#### What you will do
Retype each line exactly. Skip images.

== == ==

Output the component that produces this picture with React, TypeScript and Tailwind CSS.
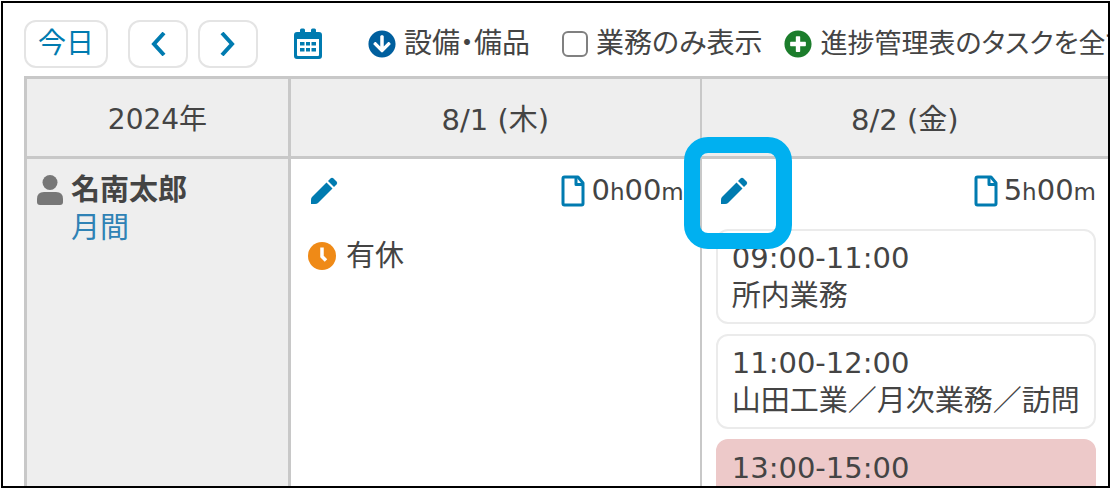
import type { ReactNode } from "react"
import { FaArrowCircleDown, FaPlusCircle } from "react-icons/fa"

type Plan = {
    time: string
    title: string
    highlighted?: boolean
}

const PLANS: Plan[] = [
    { time: "09:00-11:00", title: "所内業務" },
    { time: "11:00-12:00", title: "山田工業／月次業務／訪問" },
    { time: "13:00-15:00", title: "", highlighted: true },
]

function Chevron({ direction }: { direction: "left" | "right" }) {
    return (
        <svg viewBox="0 0 16 24" className="h-6 w-4" fill="none" stroke="currentColor" strokeWidth="4">
            <path d={direction === "left" ? "M14 1 4 12l10 11" : "M2 1l10 11L2 23"} />
        </svg>
    )
}

function CalendarIcon() {
    return (
        <svg viewBox="0 0 28 32" className="h-8 w-7" fill="currentColor">
            <path
                fillRule="evenodd"
                d="M6 2q0-1.500 1.500-1.500h2Q11 .5 11 2v2h6V2q0-1.500 1.500-1.500h2Q22 .5 22 2v2h3a3 3 0 0 1 3 3v21a3 3 0 0 1-3 3H3a3 3 0 0 1-3-3V7a3 3 0 0 1 3-3h3zM3 11v16a1 1 0 0 0 1 1h20a1 1 0 0 0 1-1V11z"
            />
            <path d="M6 14h4.500v3.500H6zM12 14h4v3.500h-4zM17.500 14H22v3.500h-4.500zM6 20h4.500v3.500H6zM12 20h4v3.500h-4zM17.500 20H22v3.500h-4.500z" />
        </svg>
    )
}

function PencilIcon() {
    return (
        <svg viewBox="0 0 28 28" className="size-7" fill="currentColor">
            <path d="M16.500 5.500l6 6L8 26q-1 1-3 1H1v-4q0-2 1-3z" />
            <path d="M18 4l2.500-2.500q1.500-1.500 3 0l3 3q1.500 1.500 0 3L24 10z" />
        </svg>
    )
}

function FileIcon() {
    return (
        <svg viewBox="0 0 24 32" className="h-8 w-6" fill="none" stroke="currentColor" strokeWidth="3" strokeLinejoin="round">
            <path d="M3.500 2Q2 2 2 3.500v25Q2 30 3.500 30h17q1.500 0 1.500-1.500V8l-5-6z" />
            <path d="M15 3v6.500h6" />
        </svg>
    )
}

function UserIcon() {
    return (
        <svg viewBox="0 0 26 30" className="h-[30px] w-[26px]" fill="currentColor">
            <circle cx="13" cy="7.500" r="7.500" />
            <path d="M7 17h12q7 0 7 7v3q0 3-3 3H3q-3 0-3-3v-3q0-7 7-7z" />
        </svg>
    )
}

function ClockIcon() {
    return (
        <svg viewBox="0 0 28 28" className="size-7" fill="none">
            <circle cx="14" cy="14" r="14" fill="#ef8a17" />
            <path d="M14 5.500V14.500L18 18.500" stroke="white" strokeWidth="3.500" />
        </svg>
    )
}

function ToolButton({ label, children }: { label: string; children: ReactNode }) {
    return (
        <button
            aria-label={label}
            className="flex h-12 shrink-0 items-center justify-center rounded-xl border-2 border-[#e4e4e4] px-5 text-[#007bb0]"
        >
            {children}
        </button>
    )
}

function DayHeader({ hours, marked }: { hours: string; marked?: boolean }) {
    return (
        <div className="flex h-16 items-center justify-between">
            <button aria-label="編集" className="relative ml-1 text-[#007bb0]">
                <PencilIcon />
                {marked && (
                    <span className="absolute -top-10 -right-11 -bottom-11 -left-9 rounded-[24px] border-16 border-[#00b0f0]" />
                )}
            </button>
            <span className="flex items-center gap-1.5">
                <span className="text-[#007bb0]">
                    <FileIcon />
                </span>
                <span>
                    {hours}
                    <span className="text-[23px]">h</span>00
                    <span className="text-[23px]">m</span>
                </span>
            </span>
        </div>
    )
}

function PlanCard({ plan }: { plan: Plan }) {
    return (
        <div
            className={
                plan.highlighted
                    ? "h-[95px] rounded-xl border-2 border-[#edc9c9] bg-[#edc9c9] px-3.5 py-2"
                    : "h-[95px] rounded-xl border-2 border-[#ebebeb] px-3.5 py-2"
            }
        >
            <p>{plan.time}</p>
            <p className="whitespace-nowrap">{plan.title}</p>
        </div>
    )
}

export default function App() {
    return (
        <div className="h-screen bg-white p-px">
            <main className="h-full overflow-hidden border-2 border-black pl-[21px] font-['DejaVu_Sans','Noto_Sans_CJK_JP',sans-serif] text-[29px] leading-[38px] text-[#444]">
                {/* Toolbar */}
                <div className="flex h-[73px] items-center overflow-hidden pt-2 text-[28px] whitespace-nowrap">
                    <button className="h-12 shrink-0 rounded-xl border-2 border-[#e4e4e4] px-3 text-[#007bb0]">今日</button>
                    <div className="ml-5 flex gap-2.5">
                        <ToolButton label="前へ">
                            <Chevron direction="left" />
                        </ToolButton>
                        <ToolButton label="次へ">
                            <Chevron direction="right" />
                        </ToolButton>
                    </div>
                    <button aria-label="カレンダー" className="ml-9 shrink-0 text-[#007bb0]">
                        <CalendarIcon />
                    </button>
                    <button className="ml-[46px] flex shrink-0 items-center gap-2 [font-feature-settings:'palt']">
                        <FaArrowCircleDown className="size-7 text-[#005f9e]" />
                        設備・備品
                    </button>
                    <label className="ml-8 flex shrink-0 items-center gap-2 [font-feature-settings:'palt']">
                        <input
                            type="checkbox"
                            className="size-[26px] appearance-none rounded-md border-2 border-[#808080] bg-white"
                        />
                        業務のみ表示
                    </label>
                    <button className="ml-[22px] flex shrink-0 items-center gap-2 text-[27px] [font-feature-settings:'palt']">
                        <FaPlusCircle className="size-7 text-[#1c7d2c]" />
                        進捗管理表のタスクを全て
                    </button>
                </div>

                {/* Schedule */}
                <table className="w-full table-fixed border-separate border-spacing-0 border-t-3 border-l-3 border-[#c8c8c8]">
                    <thead>
                        <tr className="h-20 bg-[#eee]">
                            <th className="w-[264px] border-r-3 border-b-3 border-[#c8c8c8] pt-1 text-[28px] font-normal">2024年</th>
                            <th className="w-[38%] border-r-2 border-b-3 border-[#c8c8c8] pt-1 font-normal">8/1 (木)</th>
                            <th className="border-b-3 border-[#c8c8c8] pt-1 font-normal">8/2 (金)</th>
                        </tr>
                    </thead>
                    <tbody>
                        <tr className="align-top">
                            <th className="border-r-3 border-[#c8c8c8] bg-[#eee] pt-3 pl-2.5 text-left font-normal">
                                <div className="flex gap-2">
                                    <span className="pt-1 text-[#777]">
                                        <UserIcon />
                                    </span>
                                    <div>
                                        <p className="font-bold">名南太郎</p>
                                        <a href="#month" className="text-[#2f82b5]">月間</a>
                                    </div>
                                </div>
                            </th>
                            <td className="border-r-2 border-[#c8c8c8] pr-4 pl-[15px]">
                                <DayHeader hours="0" />
                                <div className="flex items-center gap-2.5 pt-3.5 pl-0.5">
                                    <ClockIcon />
                                    有休
                                </div>
                            </td>
                            <td className="pr-3 pl-3.5">
                                <DayHeader hours="5" marked />
                                <div className="flex flex-col gap-2.5 pt-1.5">
                                    {PLANS.map((plan) => (
                                        <PlanCard key={plan.time} plan={plan} />
                                    ))}
                                </div>
                            </td>
                        </tr>
                    </tbody>
                </table>
            </main>
        </div>
    )
}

== == ==

#### Answer to the task
Output the component that produces this picture with React, TypeScript and Tailwind CSS.
import type { ReactNode } from "react"
import { FaArrowCircleDown, FaPlusCircle } from "react-icons/fa"

type Plan = {
    time: string
    title: string
    highlighted?: boolean
}

const PLANS: Plan[] = [
    { time: "09:00-11:00", title: "所内業務" },
    { time: "11:00-12:00", title: "山田工業／月次業務／訪問" },
    { time: "13:00-15:00", title: "", highlighted: true },
]

function Chevron({ direction }: { direction: "left" | "right" }) {
    return (
        <svg viewBox="0 0 16 24" className="h-6 w-4" fill="none" stroke="currentColor" strokeWidth="4">
            <path d={direction === "left" ? "M14 1 4 12l10 11" : "M2 1l10 11L2 23"} />
        </svg>
    )
}

function CalendarIcon() {
    return (
        <svg viewBox="0 0 28 32" className="h-8 w-7" fill="currentColor">
            <path
                fillRule="evenodd"
                d="M6 2q0-1.500 1.500-1.500h2Q11 .5 11 2v2h6V2q0-1.500 1.500-1.500h2Q22 .5 22 2v2h3a3 3 0 0 1 3 3v21a3 3 0 0 1-3 3H3a3 3 0 0 1-3-3V7a3 3 0 0 1 3-3h3zM3 11v16a1 1 0 0 0 1 1h20a1 1 0 0 0 1-1V11z"
            />
            <path d="M6 14h4.500v3.500H6zM12 14h4v3.500h-4zM17.500 14H22v3.500h-4.500zM6 20h4.500v3.500H6zM12 20h4v3.500h-4zM17.500 20H22v3.500h-4.500z" />
        </svg>
    )
}

function PencilIcon() {
    return (
        <svg viewBox="0 0 28 28" className="size-7" fill="currentColor">
            <path d="M16.500 5.500l6 6L8 26q-1 1-3 1H1v-4q0-2 1-3z" />
            <path d="M18 4l2.500-2.500q1.500-1.500 3 0l3 3q1.500 1.500 0 3L24 10z" />
        </svg>
    )
}

function FileIcon() {
    return (
        <svg viewBox="0 0 24 32" className="h-8 w-6" fill="none" stroke="currentColor" strokeWidth="3" strokeLinejoin="round">
            <path d="M3.500 2Q2 2 2 3.500v25Q2 30 3.500 30h17q1.500 0 1.500-1.500V8l-5-6z" />
            <path d="M15 3v6.500h6" />
        </svg>
    )
}

function UserIcon() {
    return (
        <svg viewBox="0 0 26 30" className="h-[30px] w-[26px]" fill="currentColor">
            <circle cx="13" cy="7.500" r="7.500" />
            <path d="M7 17h12q7 0 7 7v3q0 3-3 3H3q-3 0-3-3v-3q0-7 7-7z" />
        </svg>
    )
}

function ClockIcon() {
    return (
        <svg viewBox="0 0 28 28" className="size-7" fill="none">
            <circle cx="14" cy="14" r="14" fill="#ef8a17" />
            <path d="M14 5.500V14.500L18 18.500" stroke="white" strokeWidth="3.500" />
        </svg>
    )
}

function ToolButton({ label, children }: { label: string; children: ReactNode }) {
    return (
        <button
            aria-label={label}
            className="flex h-12 shrink-0 items-center justify-center rounded-xl border-2 border-[#e4e4e4] px-5 text-[#007bb0]"
        >
            {children}
        </button>
    )
}

function DayHeader({ hours, marked }: { hours: string; marked?: boolean }) {
    return (
        <div className="flex h-16 items-center justify-between">
            <button aria-label="編集" className="relative ml-1 text-[#007bb0]">
                <PencilIcon />
                {marked && (
                    <span className="absolute -top-10 -right-11 -bottom-11 -left-9 rounded-[24px] border-16 border-[#00b0f0]" />
                )}
            </button>
            <span className="flex items-center gap-1.5">
                <span className="text-[#007bb0]">
                    <FileIcon />
                </span>
                <span>
                    {hours}
                    <span className="text-[23px]">h</span>00
                    <span className="text-[23px]">m</span>
                </span>
            </span>
        </div>
    )
}

function PlanCard({ plan }: { plan: Plan }) {
    return (
        <div
            className={
                plan.highlighted
                    ? "h-[95px] rounded-xl border-2 border-[#edc9c9] bg-[#edc9c9] px-3.5 py-2"
                    : "h-[95px] rounded-xl border-2 border-[#ebebeb] px-3.5 py-2"
            }
        >
            <p>{plan.time}</p>
            <p className="whitespace-nowrap">{plan.title}</p>
        </div>
    )
}

export default function App() {
    return (
        <div className="h-screen bg-white p-px">
            <main className="h-full overflow-hidden border-2 border-black pl-[21px] font-['DejaVu_Sans','Noto_Sans_CJK_JP',sans-serif] text-[29px] leading-[38px] text-[#444]">
                {/* Toolbar */}
                <div className="flex h-[73px] items-center overflow-hidden pt-2 text-[28px] whitespace-nowrap">
                    <button className="h-12 shrink-0 rounded-xl border-2 border-[#e4e4e4] px-3 text-[#007bb0]">今日</button>
                    <div className="ml-5 flex gap-2.5">
                        <ToolButton label="前へ">
                            <Chevron direction="left" />
                        </ToolButton>
                        <ToolButton label="次へ">
                            <Chevron direction="right" />
                        </ToolButton>
                    </div>
                    <button aria-label="カレンダー" className="ml-9 shrink-0 text-[#007bb0]">
                        <CalendarIcon />
                    </button>
                    <button className="ml-[46px] flex shrink-0 items-center gap-2 [font-feature-settings:'palt']">
                        <FaArrowCircleDown className="size-7 text-[#005f9e]" />
                        設備・備品
                    </button>
                    <label className="ml-8 flex shrink-0 items-center gap-2 [font-feature-settings:'palt']">
                        <input
                            type="checkbox"
                            className="size-[26px] appearance-none rounded-md border-2 border-[#808080] bg-white"
                        />
                        業務のみ表示
                    </label>
                    <button className="ml-[22px] flex shrink-0 items-center gap-2 text-[27px] [font-feature-settings:'palt']">
                        <FaPlusCircle className="size-7 text-[#1c7d2c]" />
                        進捗管理表のタスクを全て
                    </button>
                </div>

                {/* Schedule */}
                <table className="w-full table-fixed border-separate border-spacing-0 border-t-3 border-l-3 border-[#c8c8c8]">
                    <thead>
                        <tr className="h-20 bg-[#eee]">
                            <th className="w-[264px] border-r-3 border-b-3 border-[#c8c8c8] pt-1 text-[28px] font-normal">2024年</th>
                            <th className="w-[38%] border-r-2 border-b-3 border-[#c8c8c8] pt-1 font-normal">8/1 (木)</th>
                            <th className="border-b-3 border-[#c8c8c8] pt-1 font-normal">8/2 (金)</th>
                        </tr>
                    </thead>
                    <tbody>
                        <tr className="align-top">
                            <th className="border-r-3 border-[#c8c8c8] bg-[#eee] pt-3 pl-2.5 text-left font-normal">
                                <div className="flex gap-2">
                                    <span className="pt-1 text-[#777]">
                                        <UserIcon />
                                    </span>
                                    <div>
                                        <p className="font-bold">名南太郎</p>
                                        <a href="#month" className="text-[#2f82b5]">月間</a>
                                    </div>
                                </div>
                            </th>
                            <td className="border-r-2 border-[#c8c8c8] pr-4 pl-[15px]">
                                <DayHeader hours="0" />
                                <div className="flex items-center gap-2.5 pt-3.5 pl-0.5">
                                    <ClockIcon />
                                    有休
                                </div>
                            </td>
                            <td className="pr-3 pl-3.5">
                                <DayHeader hours="5" marked />
                                <div className="flex flex-col gap-2.5 pt-1.5">
                                    {PLANS.map((plan) => (
                                        <PlanCard key={plan.time} plan={plan} />
                                    ))}
                                </div>
                            </td>
                        </tr>
                    </tbody>
                </table>
            </main>
        </div>
    )
}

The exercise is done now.